=== Data section ===
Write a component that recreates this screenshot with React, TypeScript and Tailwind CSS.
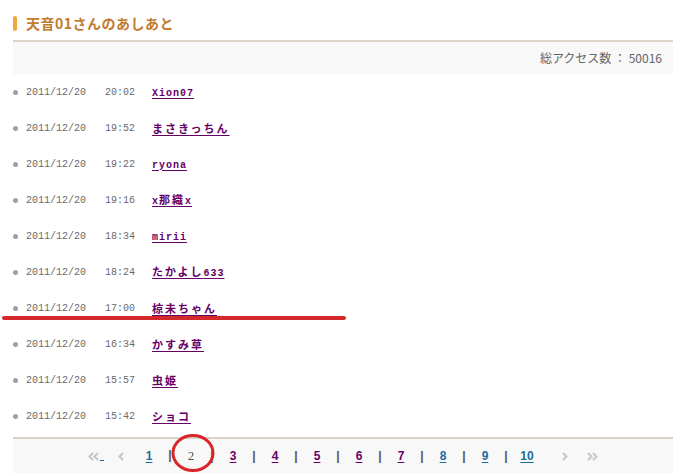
const rows: [string, string][] = [
  ['20:02', 'Xion07'],
  ['19:52', 'まさきっちん'],
  ['19:22', 'ryona'],
  ['19:16', 'x那織x'],
  ['18:34', 'mirii'],
  ['18:24', 'たかよし633'],
  ['17:00', '椋未ちゃん'],
  ['16:34', 'かすみ草'],
  ['15:57', '虫姫'],
  ['15:42', 'ショコ'],
];

// ascii in mono, CJK a bit larger and spaced out like the old bitmap font
function NameRuns({ name }: { name: string }) {
  const runs: { ascii: boolean; text: string }[] = [];
  for (const ch of name) {
    const ascii = ch.charCodeAt(0) < 128;
    const last = runs[runs.length - 1];
    if (last && last.ascii === ascii) last.text += ch;
    else runs.push({ ascii, text: ch });
  }
  return (
    <>
      {runs.map((r, i) =>
        r.ascii ? (
          <span key={i} className="text-[10px] tracking-[1px] font-['Liberation_Mono',monospace]">
            {r.text}
          </span>
        ) : (
          <span key={i} className="text-[11px] tracking-[2px] font-['Noto_Sans_CJK_JP',sans-serif]">
            {r.text}
          </span>
        )
      )}
    </>
  );
}

const Chevron = ({ double, right }: { double?: boolean; right?: boolean }) => (
  <svg width={double ? 11 : 7} height="9" viewBox={double ? '0 0 11 9' : '0 0 7 9'} className={right ? 'rotate-180' : ''}>
    <polyline points="5,1 1.5,4.5 5,8" fill="none" stroke="#c6c6c6" strokeWidth="2" />
    {double && <polyline points="10,1 6.5,4.5 10,8" fill="none" stroke="#c6c6c6" strokeWidth="2" />}
  </svg>
);

const pages = [1, 2, 3, 4, 5, 6, 7, 8, 9, 10];
const pageColor = (n: number) => (n === 1 || n >= 8 ? 'text-[#1d6c9c]' : 'text-[#660066]');

export default function App() {
  return (
    <div className="relative w-[678px] h-[473px] bg-white overflow-hidden">
      <div className="pl-[13px] pr-[5px]">
        {/* title */}
        <div className="h-[40px] pt-[6px] flex items-center">
          <div className="w-[4px] h-[15px] rounded-full bg-[#f0a63e]" />
          <h1 className="ml-[9px] text-[14px] leading-none font-bold tracking-[0.5px] text-[#c27c30] font-['Noto_Sans_CJK_JP',sans-serif]">
            天音01さんのあしあと
          </h1>
        </div>
        <div className="h-[2px] bg-[#d9d4c3]" />
        <div className="h-[32px] bg-[#f8f8f8] flex items-center justify-end pr-[11px] text-[12px] text-[#666] font-['Noto_Sans_CJK_JP',sans-serif]">
          総アクセス数 ： 50016
        </div>

        {/* list */}
        <ul>
          {rows.map(([time, name]) => (
            <li key={time} className="h-[36px] flex items-center">
              <span className="w-[5px] h-[5px] rounded-full bg-[#a0a0a0]" />
              <span className="ml-[8px] w-[79px] text-[10px] text-[#6a6a6a] font-['Liberation_Mono',monospace]">2011/12/20</span>
              <span className="w-[47px] text-[10px] text-[#6a6a6a] font-['Liberation_Mono',monospace]">{time}</span>
              <a href="#" className="text-[11px] font-bold text-[#660066] underline underline-offset-2 leading-none">
                <NameRuns name={name} />
              </a>
            </li>
          ))}
        </ul>

        {/* pager */}
        <div className="mt-[3px] h-[2px] bg-[#d9d4c3]" />
        <div className="h-[34px] bg-[#f8f8f8] flex items-center pl-[75px] text-[12px] font-bold font-['Liberation_Sans',sans-serif]">
          <span className="w-[26px] flex items-end">
            <Chevron double />
            <span className="ml-[1px] w-[4px] h-[1px] bg-[#1d6c9c]" />
          </span>
          <span className="w-[24.5px] pl-[4px] flex items-center">
            <Chevron />
          </span>
          {pages.map((n, i) => (
            <span key={n} className="flex">
              {i > 0 && <span className="w-[21px] text-center text-[#555]">|</span>}
              {n === 2 ? (
                <span className="w-[21px] text-center text-[#555] font-normal font-['Liberation_Serif',serif] text-[13px]">2</span>
              ) : (
                <a href="#" className={`w-[21px] text-center underline underline-offset-2 ${pageColor(n)}`}>
                  {n}
                </a>
              )}
            </span>
          ))}
          <span className="ml-[23.5px] flex items-center">
            <Chevron right />
          </span>
          <span className="ml-[19px] flex items-center">
            <Chevron double right />
          </span>
        </div>
      </div>

      {/* hand-drawn annotations */}
      <div className="absolute left-[2px] top-[316px] w-[344px] h-[4px] rounded-full bg-[#d4292b]" />
      <svg className="absolute left-[170px] top-[432px]" width="46" height="42" viewBox="0 0 46 42">
        <ellipse cx="23" cy="21" rx="20" ry="17.5" fill="none" stroke="#d8262a" strokeWidth="3" />
      </svg>
    </div>
  );
}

=== Exercise directions ===
Reproduce each line exactly as it appears, omitting the pictures.

=== Answer to this task ===
Write a component that recreates this screenshot with React, TypeScript and Tailwind CSS.
const rows: [string, string][] = [
  ['20:02', 'Xion07'],
  ['19:52', 'まさきっちん'],
  ['19:22', 'ryona'],
  ['19:16', 'x那織x'],
  ['18:34', 'mirii'],
  ['18:24', 'たかよし633'],
  ['17:00', '椋未ちゃん'],
  ['16:34', 'かすみ草'],
  ['15:57', '虫姫'],
  ['15:42', 'ショコ'],
];

// ascii in mono, CJK a bit larger and spaced out like the old bitmap font
function NameRuns({ name }: { name: string }) {
  const runs: { ascii: boolean; text: string }[] = [];
  for (const ch of name) {
    const ascii = ch.charCodeAt(0) < 128;
    const last = runs[runs.length - 1];
    if (last && last.ascii === ascii) last.text += ch;
    else runs.push({ ascii, text: ch });
  }
  return (
    <>
      {runs.map((r, i) =>
        r.ascii ? (
          <span key={i} className="text-[10px] tracking-[1px] font-['Liberation_Mono',monospace]">
            {r.text}
          </span>
        ) : (
          <span key={i} className="text-[11px] tracking-[2px] font-['Noto_Sans_CJK_JP',sans-serif]">
            {r.text}
          </span>
        )
      )}
    </>
  );
}

const Chevron = ({ double, right }: { double?: boolean; right?: boolean }) => (
  <svg width={double ? 11 : 7} height="9" viewBox={double ? '0 0 11 9' : '0 0 7 9'} className={right ? 'rotate-180' : ''}>
    <polyline points="5,1 1.5,4.5 5,8" fill="none" stroke="#c6c6c6" strokeWidth="2" />
    {double && <polyline points="10,1 6.5,4.5 10,8" fill="none" stroke="#c6c6c6" strokeWidth="2" />}
  </svg>
);

const pages = [1, 2, 3, 4, 5, 6, 7, 8, 9, 10];
const pageColor = (n: number) => (n === 1 || n >= 8 ? 'text-[#1d6c9c]' : 'text-[#660066]');

export default function App() {
  return (
    <div className="relative w-[678px] h-[473px] bg-white overflow-hidden">
      <div className="pl-[13px] pr-[5px]">
        {/* title */}
        <div className="h-[40px] pt-[6px] flex items-center">
          <div className="w-[4px] h-[15px] rounded-full bg-[#f0a63e]" />
          <h1 className="ml-[9px] text-[14px] leading-none font-bold tracking-[0.5px] text-[#c27c30] font-['Noto_Sans_CJK_JP',sans-serif]">
            天音01さんのあしあと
          </h1>
        </div>
        <div className="h-[2px] bg-[#d9d4c3]" />
        <div className="h-[32px] bg-[#f8f8f8] flex items-center justify-end pr-[11px] text-[12px] text-[#666] font-['Noto_Sans_CJK_JP',sans-serif]">
          総アクセス数 ： 50016
        </div>

        {/* list */}
        <ul>
          {rows.map(([time, name]) => (
            <li key={time} className="h-[36px] flex items-center">
              <span className="w-[5px] h-[5px] rounded-full bg-[#a0a0a0]" />
              <span className="ml-[8px] w-[79px] text-[10px] text-[#6a6a6a] font-['Liberation_Mono',monospace]">2011/12/20</span>
              <span className="w-[47px] text-[10px] text-[#6a6a6a] font-['Liberation_Mono',monospace]">{time}</span>
              <a href="#" className="text-[11px] font-bold text-[#660066] underline underline-offset-2 leading-none">
                <NameRuns name={name} />
              </a>
            </li>
          ))}
        </ul>

        {/* pager */}
        <div className="mt-[3px] h-[2px] bg-[#d9d4c3]" />
        <div className="h-[34px] bg-[#f8f8f8] flex items-center pl-[75px] text-[12px] font-bold font-['Liberation_Sans',sans-serif]">
          <span className="w-[26px] flex items-end">
            <Chevron double />
            <span className="ml-[1px] w-[4px] h-[1px] bg-[#1d6c9c]" />
          </span>
          <span className="w-[24.5px] pl-[4px] flex items-center">
            <Chevron />
          </span>
          {pages.map((n, i) => (
            <span key={n} className="flex">
              {i > 0 && <span className="w-[21px] text-center text-[#555]">|</span>}
              {n === 2 ? (
                <span className="w-[21px] text-center text-[#555] font-normal font-['Liberation_Serif',serif] text-[13px]">2</span>
              ) : (
                <a href="#" className={`w-[21px] text-center underline underline-offset-2 ${pageColor(n)}`}>
                  {n}
                </a>
              )}
            </span>
          ))}
          <span className="ml-[23.5px] flex items-center">
            <Chevron right />
          </span>
          <span className="ml-[19px] flex items-center">
            <Chevron double right />
          </span>
        </div>
      </div>

      {/* hand-drawn annotations */}
      <div className="absolute left-[2px] top-[316px] w-[344px] h-[4px] rounded-full bg-[#d4292b]" />
      <svg className="absolute left-[170px] top-[432px]" width="46" height="42" viewBox="0 0 46 42">
        <ellipse cx="23" cy="21" rx="20" ry="17.5" fill="none" stroke="#d8262a" strokeWidth="3" />
      </svg>
    </div>
  );
}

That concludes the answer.